What made this moment especially significant was that the obstruction itself was becoming part of the political record. Trump was not facing some brand-new accusation on November 30. Instead, House investigators were continuing to build a case that included not only the underlying Ukraine-related conduct but also the administration’s repeated reluctance to comply with congressional requests. In impeachment, that distinction is not minor. A president’s response to oversight can become as important as the original conduct if the response appears to confirm that the White House does not regard Congress as a legitimate check. Refusing subpoenas, withholding testimony, and making blanket claims against the process can all add to the story lawmakers are telling. That story is not simply that the president may have acted improperly, but that he is unwilling to answer for it through the constitutional channels that exist for exactly that purpose. House Democrats were plainly counting on that dynamic. By continuing to resist, the White House was giving them material to argue that the president was obstructing the inquiry while trying to discredit it at the same time. That combination can be politically powerful because it turns a policy or conduct dispute into a broader test of accountability.

The White House’s posture also created a problem for Republicans who were trying to defend Trump without sounding as though they were endorsing stonewalling for its own sake. Some of the president’s allies were already arguing that the inquiry was unfair, rushed, or illegitimate, but that argument becomes harder to sustain when the administration itself appears determined not to participate. If the White House wants to make the case that the process is stacked against it, it still has to explain why cooperation would be impossible or dangerous. Instead, the public-facing message was mostly that the process lacked legitimacy and should be resisted. That may satisfy Trump’s political instincts, but it also strengthens the impression that there is something he does not want to explain. In an impeachment environment, perception can matter as much as legal theory. A president who looks organized, restrained, and willing to answer hard questions sometimes has a better chance of surviving a hostile process. A president who looks like he is rejecting every request out of hand risks making the inquiry look more serious than it already is. The more Trump fought the procedure, the more he seemed to confirm the suspicion that he was trying to keep the facts from coming into view. Even for voters inclined to doubt the fairness of the investigation, that can be a difficult image to defend.

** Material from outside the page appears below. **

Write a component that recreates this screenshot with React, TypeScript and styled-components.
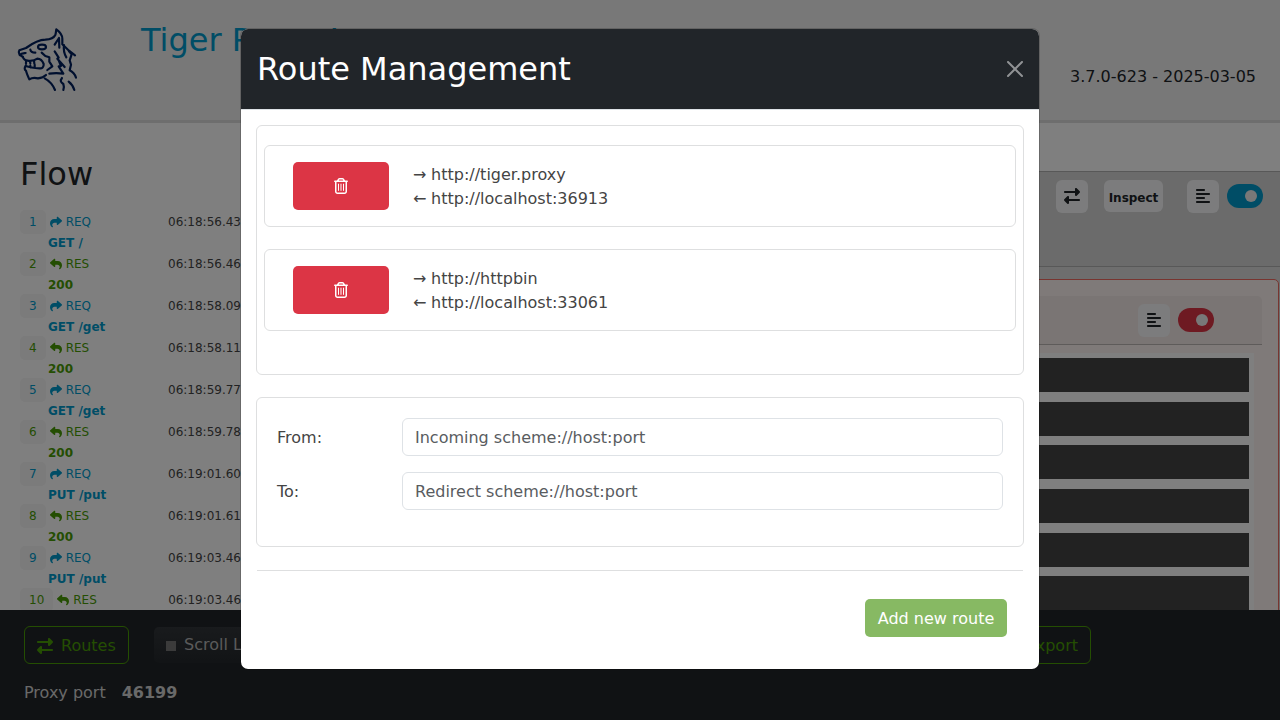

By November 30, the immediate consequences were still mostly procedural, but those procedural disputes were accumulating into something larger. Every deadline missed, every request ignored, and every refusal to cooperate was becoming part of the record lawmakers could use later, whether in committee findings, hearings, or any eventual vote. The White House could hope that public attention would eventually drift elsewhere, especially as the holiday season approached, but the pause did not appear to be producing the reset Trump’s allies might have wanted. Instead, it left the administration in a familiar holding pattern: waiting for the next clash while continuing to say the inquiry itself was illegitimate. That can be a workable tactic for a short stretch, especially when a president’s base is already inclined to believe he is under siege. Over time, though, the same tactic can start to look like evasion. The longer the White House resisted normal participation, the more the refusal itself became evidence of an attitude toward oversight, and that attitude was what Democrats were eager to spotlight. They were not just asking what happened in the Ukraine matter. They were also asking whether the president would respect the institution investigating him enough to answer its questions. On that front, the answer on November 30 still looked like more delay, more defiance, and more risk.

That is why this stage of the impeachment fight was politically dangerous even without a dramatic new development. The inquiry was no longer just about one call, one meeting, or one set of allegations. It was increasingly about how Trump responded once Congress began asking for answers. A White House that treats every request as a provocation can win applause from supporters who see compromise as weakness, but it can also deepen suspicion among everyone else. The burden on the administration was to show that its resistance had a principled basis and not merely a tactical one. So far, that case was not being made in a way that changed the larger narrative. Instead, the president appeared to be demanding that the process be dismissed as illegitimate while his team was being formally asked to participate in it. That mismatch was becoming one of the most damaging features of his response. It suggested a defense built less on explanation than on confrontation, and confrontation is a costly way to handle impeachment when the other side is busy building a paper trail. Whether public fatigue eventually softened the political impact remained an open question. But at this point, the holiday pause had not delivered the respite Trump needed. It had only reset the clock for the next deadline, and the next test of whether the White House would keep refusing to play along.